Excuse me for waxing nostalgic. But maybe this will give you all some insight into this brilliant actor.

Both of our families were pretty involved in politics. The Hoffmans fully supported my mother when she ran for office (and lost). My sister and Jill used to make up anti-Nixon posters. This was while they weren’t busy either dieting or binge-eating, or so it seemed.

And Gordy and I had a “club” for everything. We couldn’t do anything without making a club for it. The Ginger and Maryann Club. The Snack Club. The Drawing Club. The Sleepover Club. And of course the Partridge Family Club. We had close to a score of clubs.

I’m sure more memories will surface soon…

You’re a rotten bar-steward, tdn - I was getting all SAD about the death of poor Phil. :smack:

Great story! :smiley:

OK, I’m curious enough to ask. What exactly would transpire during meetings of The Ginger and Maryann Club?

Oh, come on, don’t be naive – the first rule of the Ginger and Mary Ann Club is … don’t talk about the Ginger and Mary Ann Club! :rolleyes:

Very very neat story!
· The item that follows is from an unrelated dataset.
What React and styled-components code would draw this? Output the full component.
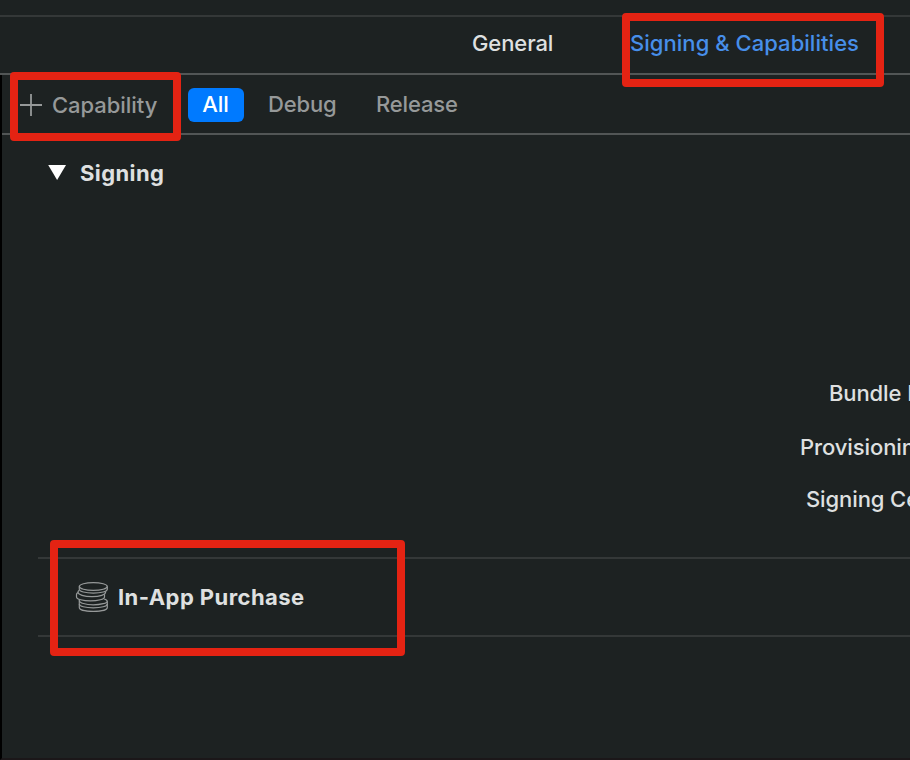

You know, we never think about how most of these famous people were once kids, grew up going to school, etc. etc., just like the rest of us. Pick many a favorite actor and realize that somewhere out there some regular Joe can say that they sat next to him in first grade or that she was their first kiss or whatever!

“So, let’s have the Ginger and Maryann Club, OK?”

“OK. Who do you like better, Ginger or Maryann?”

“Um… Maryann.”

“Yeah, me too.”

Meeting adjourned.

I really loved that story about Phil. I have always wondered about his relationship with his father. Sometimes he said he had one with him, but most of the time there was zip about him. It leads me to believe there was a lot of pain there.

I’m aware I’m nitpicking a zombie, but…

No way – Green Machine was the lambourghini. Big Wheel was more like a standard-size minivan.

To throw a little spice in, they would admit as a member the kid who liked Ginger’s nerdy doppleganger over both Mary Ann and Ginger. And the kid who only preferred Mary Ann when she thought she was Ginger…however that weird girl, Lee Ann, who preferred Mrs. Howell, was right out.

Um, not even close. The Wild Action Bike was the lambourghini. I always wanted one but they were too expensive.